Para Martino, o problema não é a bebida, mas a falta de conhecimento que a nova geração tem sobre o Beco das Garrafas. A maioria do público é formada por estrangeiros e, quando não, os clientes são os poucos turistas brasileiros que sabem a história do lugar. "Dificilmente a gente vê cariocas aqui", concorda Sanny Alves.

Para atrair mais gente, além das tentativas de encaixar uma menção em alguma reportagem de jornal ou de fechar pacotes com agências turísticas, há o trabalho incansável de resgatar as pessoas que já passaram pelas casas da famosa viela.

Martino, por exemplo, diz que João Gilberto e Tom Jobim tocaram no Little Club, mas a informação é contestada por Ruy Castro e Marcelo Pinheiro.

"Esses gigantes nunca se apresentaram no Beco", afirma Ruy. "A bossa nova já estava consolidada e a carreira dos dois já era consagrada em âmbito internacional no auge do Beco", concorda Pinheiro.

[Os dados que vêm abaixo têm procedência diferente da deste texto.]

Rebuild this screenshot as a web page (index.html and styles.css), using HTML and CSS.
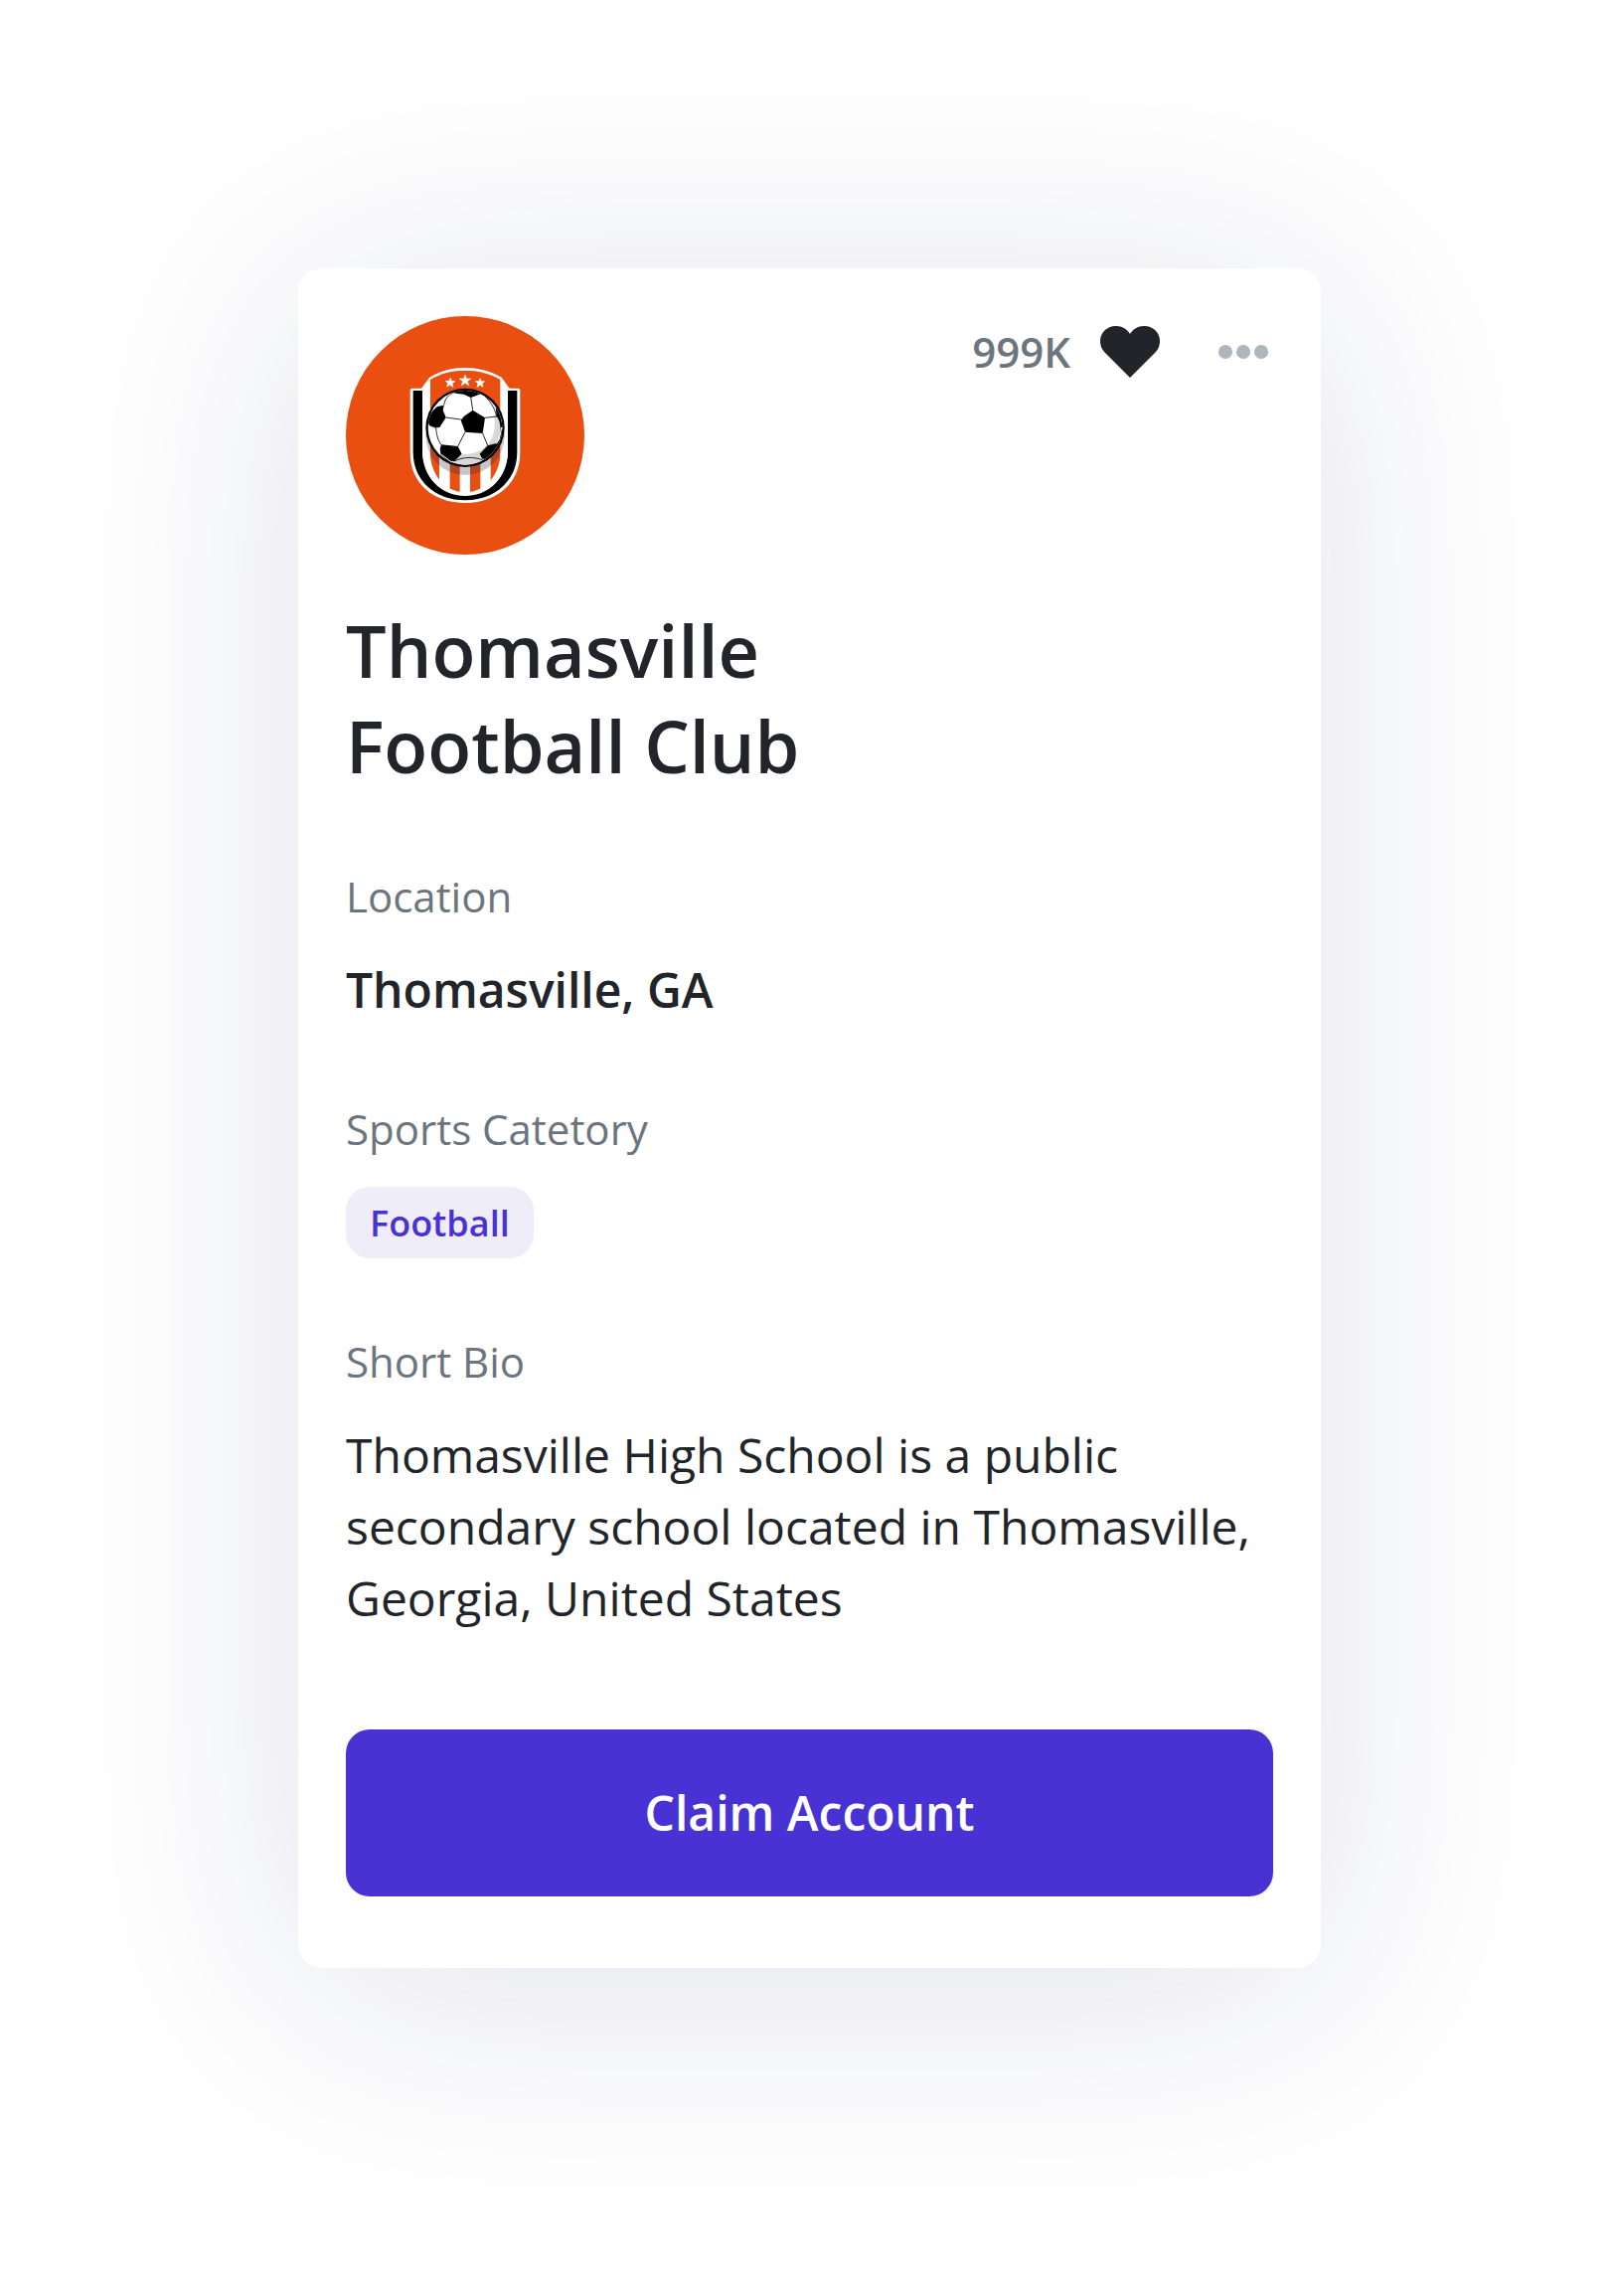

Bebeto, porém, conta que viu Tom no Bottle's Bar uma única vez, em 1963: ele foi acompanhar um show do Bossa Rio, de Sergio Mendes, porque estava escrevendo os arranjos do álbum Você Ainda Não Ouviu Nada, um dos pilares do samba-jazz. "Ele chegou a tocar naquele dia", revela.

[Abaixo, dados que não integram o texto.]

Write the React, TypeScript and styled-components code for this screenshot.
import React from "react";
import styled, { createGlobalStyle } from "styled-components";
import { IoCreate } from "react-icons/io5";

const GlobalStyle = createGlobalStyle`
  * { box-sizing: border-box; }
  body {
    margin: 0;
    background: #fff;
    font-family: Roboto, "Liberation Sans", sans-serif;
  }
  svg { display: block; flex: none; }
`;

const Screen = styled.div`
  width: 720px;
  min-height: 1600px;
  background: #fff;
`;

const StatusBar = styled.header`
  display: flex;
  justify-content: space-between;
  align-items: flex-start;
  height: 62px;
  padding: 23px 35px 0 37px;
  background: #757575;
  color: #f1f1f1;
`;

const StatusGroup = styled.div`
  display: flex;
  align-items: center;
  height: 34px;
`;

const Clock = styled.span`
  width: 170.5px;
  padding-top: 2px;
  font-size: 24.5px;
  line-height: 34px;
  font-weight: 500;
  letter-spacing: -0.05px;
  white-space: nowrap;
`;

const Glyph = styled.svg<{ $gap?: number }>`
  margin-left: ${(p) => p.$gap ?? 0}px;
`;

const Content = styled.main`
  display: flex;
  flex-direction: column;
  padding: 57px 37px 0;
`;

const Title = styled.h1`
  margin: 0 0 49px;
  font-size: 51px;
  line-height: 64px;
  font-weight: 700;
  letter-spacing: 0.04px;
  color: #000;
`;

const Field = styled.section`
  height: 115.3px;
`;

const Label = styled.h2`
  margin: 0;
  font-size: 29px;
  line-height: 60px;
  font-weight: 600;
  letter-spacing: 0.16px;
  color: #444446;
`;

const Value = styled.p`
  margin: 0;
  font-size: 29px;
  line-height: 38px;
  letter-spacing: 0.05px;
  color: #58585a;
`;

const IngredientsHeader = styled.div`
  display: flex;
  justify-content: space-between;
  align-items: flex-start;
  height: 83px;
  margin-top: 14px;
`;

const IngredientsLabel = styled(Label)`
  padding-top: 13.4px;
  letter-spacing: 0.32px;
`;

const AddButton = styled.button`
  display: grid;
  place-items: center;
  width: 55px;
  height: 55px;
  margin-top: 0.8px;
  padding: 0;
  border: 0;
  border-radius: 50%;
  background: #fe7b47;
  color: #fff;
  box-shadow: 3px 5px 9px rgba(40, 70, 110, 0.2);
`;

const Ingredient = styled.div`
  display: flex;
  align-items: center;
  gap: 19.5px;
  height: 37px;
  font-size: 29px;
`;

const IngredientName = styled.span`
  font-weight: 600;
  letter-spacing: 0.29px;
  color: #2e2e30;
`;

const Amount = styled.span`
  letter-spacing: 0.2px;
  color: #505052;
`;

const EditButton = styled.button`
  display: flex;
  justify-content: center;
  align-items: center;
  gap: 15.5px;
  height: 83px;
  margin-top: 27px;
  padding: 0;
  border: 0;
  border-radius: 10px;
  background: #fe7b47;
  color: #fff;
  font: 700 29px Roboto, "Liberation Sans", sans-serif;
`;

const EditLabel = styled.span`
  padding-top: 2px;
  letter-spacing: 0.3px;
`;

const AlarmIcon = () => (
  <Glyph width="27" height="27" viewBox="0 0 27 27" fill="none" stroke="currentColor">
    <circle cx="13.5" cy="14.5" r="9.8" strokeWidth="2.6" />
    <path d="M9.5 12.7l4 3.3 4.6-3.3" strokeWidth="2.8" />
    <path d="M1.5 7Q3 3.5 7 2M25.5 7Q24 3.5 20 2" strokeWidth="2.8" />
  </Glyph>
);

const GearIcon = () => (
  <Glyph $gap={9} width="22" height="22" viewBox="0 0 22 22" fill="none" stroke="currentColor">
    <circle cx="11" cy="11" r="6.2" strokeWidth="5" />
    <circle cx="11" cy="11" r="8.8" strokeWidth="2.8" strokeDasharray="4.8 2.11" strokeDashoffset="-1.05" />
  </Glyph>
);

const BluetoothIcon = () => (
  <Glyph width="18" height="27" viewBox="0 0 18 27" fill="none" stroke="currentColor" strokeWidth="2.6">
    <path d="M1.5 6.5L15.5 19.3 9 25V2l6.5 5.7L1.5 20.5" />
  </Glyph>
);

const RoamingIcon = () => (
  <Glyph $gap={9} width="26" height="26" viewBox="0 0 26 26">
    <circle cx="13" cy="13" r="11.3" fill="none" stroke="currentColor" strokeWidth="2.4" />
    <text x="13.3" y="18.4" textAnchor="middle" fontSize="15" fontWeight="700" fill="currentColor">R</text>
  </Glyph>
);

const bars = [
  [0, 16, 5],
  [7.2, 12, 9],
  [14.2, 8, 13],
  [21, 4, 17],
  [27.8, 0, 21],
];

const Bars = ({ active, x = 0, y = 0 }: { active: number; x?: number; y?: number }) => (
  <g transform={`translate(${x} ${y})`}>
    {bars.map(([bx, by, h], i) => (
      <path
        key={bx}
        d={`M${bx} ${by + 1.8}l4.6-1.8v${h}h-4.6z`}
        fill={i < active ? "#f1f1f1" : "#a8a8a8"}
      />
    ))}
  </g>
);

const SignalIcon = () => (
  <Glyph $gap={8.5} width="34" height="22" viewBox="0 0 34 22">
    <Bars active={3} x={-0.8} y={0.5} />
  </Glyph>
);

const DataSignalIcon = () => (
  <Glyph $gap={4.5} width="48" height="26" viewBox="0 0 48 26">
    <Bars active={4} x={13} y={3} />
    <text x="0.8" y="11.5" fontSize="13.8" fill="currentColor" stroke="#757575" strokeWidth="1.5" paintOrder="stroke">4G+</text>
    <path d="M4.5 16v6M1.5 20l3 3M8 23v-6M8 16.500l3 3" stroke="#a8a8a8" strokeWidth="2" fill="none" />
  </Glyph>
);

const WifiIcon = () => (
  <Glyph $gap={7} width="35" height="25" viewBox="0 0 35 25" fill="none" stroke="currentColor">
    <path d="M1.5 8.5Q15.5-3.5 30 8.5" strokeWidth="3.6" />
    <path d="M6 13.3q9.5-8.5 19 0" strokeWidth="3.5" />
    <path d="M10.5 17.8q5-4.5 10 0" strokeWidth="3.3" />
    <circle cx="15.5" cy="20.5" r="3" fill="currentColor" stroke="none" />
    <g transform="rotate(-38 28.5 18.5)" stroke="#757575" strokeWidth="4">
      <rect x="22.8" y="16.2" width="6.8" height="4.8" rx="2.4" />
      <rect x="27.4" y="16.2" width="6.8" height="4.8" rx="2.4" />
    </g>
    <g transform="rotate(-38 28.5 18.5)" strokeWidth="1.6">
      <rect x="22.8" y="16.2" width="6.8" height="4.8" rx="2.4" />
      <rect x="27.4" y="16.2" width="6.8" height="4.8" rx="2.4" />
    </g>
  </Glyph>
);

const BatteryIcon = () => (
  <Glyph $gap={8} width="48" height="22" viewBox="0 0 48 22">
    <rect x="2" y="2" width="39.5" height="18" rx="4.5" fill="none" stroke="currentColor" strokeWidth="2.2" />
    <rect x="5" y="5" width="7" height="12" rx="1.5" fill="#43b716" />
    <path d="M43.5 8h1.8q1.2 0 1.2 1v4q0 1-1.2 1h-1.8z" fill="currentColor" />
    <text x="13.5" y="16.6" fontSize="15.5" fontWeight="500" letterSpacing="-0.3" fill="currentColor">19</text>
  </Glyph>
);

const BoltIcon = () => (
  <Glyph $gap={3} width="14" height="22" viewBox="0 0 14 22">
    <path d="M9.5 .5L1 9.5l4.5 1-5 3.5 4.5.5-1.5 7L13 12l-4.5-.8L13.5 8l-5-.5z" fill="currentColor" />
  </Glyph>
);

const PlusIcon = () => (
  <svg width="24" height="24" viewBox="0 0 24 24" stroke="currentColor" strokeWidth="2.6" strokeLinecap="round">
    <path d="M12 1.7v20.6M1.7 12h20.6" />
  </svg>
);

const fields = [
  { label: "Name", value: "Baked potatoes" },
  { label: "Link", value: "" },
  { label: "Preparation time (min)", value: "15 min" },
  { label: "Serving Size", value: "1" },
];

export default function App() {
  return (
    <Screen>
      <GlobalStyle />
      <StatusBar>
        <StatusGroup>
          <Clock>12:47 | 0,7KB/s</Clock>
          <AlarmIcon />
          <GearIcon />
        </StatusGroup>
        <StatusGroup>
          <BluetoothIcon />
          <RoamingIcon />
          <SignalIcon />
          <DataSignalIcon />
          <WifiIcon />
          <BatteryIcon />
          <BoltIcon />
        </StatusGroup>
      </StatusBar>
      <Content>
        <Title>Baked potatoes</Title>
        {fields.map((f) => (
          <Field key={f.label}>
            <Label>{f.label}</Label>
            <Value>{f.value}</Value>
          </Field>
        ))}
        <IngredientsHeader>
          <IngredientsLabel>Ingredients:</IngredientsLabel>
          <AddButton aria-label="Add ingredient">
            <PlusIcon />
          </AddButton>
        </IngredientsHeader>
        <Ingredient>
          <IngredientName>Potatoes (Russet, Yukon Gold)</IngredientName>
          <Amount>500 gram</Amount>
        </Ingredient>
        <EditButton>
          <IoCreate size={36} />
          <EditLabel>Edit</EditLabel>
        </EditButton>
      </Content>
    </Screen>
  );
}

Segundo o contrabaixista do Tamba Trio, o poeta e compositor Vinícius de Moraes também frequentava as noites do Beco.

Martino também desconfia que Bob Dylan esteve nas casas, mas a história é mais uma dentro da disputa pelas presenças ilustres.

"Se Bob Dylan esteve no Beco foi nos anos 1980 ou 1990, no tempo em que só tinha show de sacanagem", ironiza Ruy. "Quando a carreira do Dylan se consolidou no circuito folk dos Estados Unidos, entre 1963 e 1964, ele provavelmente nem saiu dos Estados Unidos, e era a mesma época do auge do Beco. Acho que essa história é um delírio", também desconfia Pinheiro.

Ao final do show daquela segunda-feira, Sanny Alves sentou em uma das mesas vazias postas na viela e acendeu um cigarro. Já era madrugada em Copacabana e, apesar da distância, dava para ouvir um resto de barulho do mar. Quando os poucos clientes acabaram de sair, ela olhou para o alto e, diante das janelas apagadas, comemorou: "Nenhuma garrafa foi jogada hoje".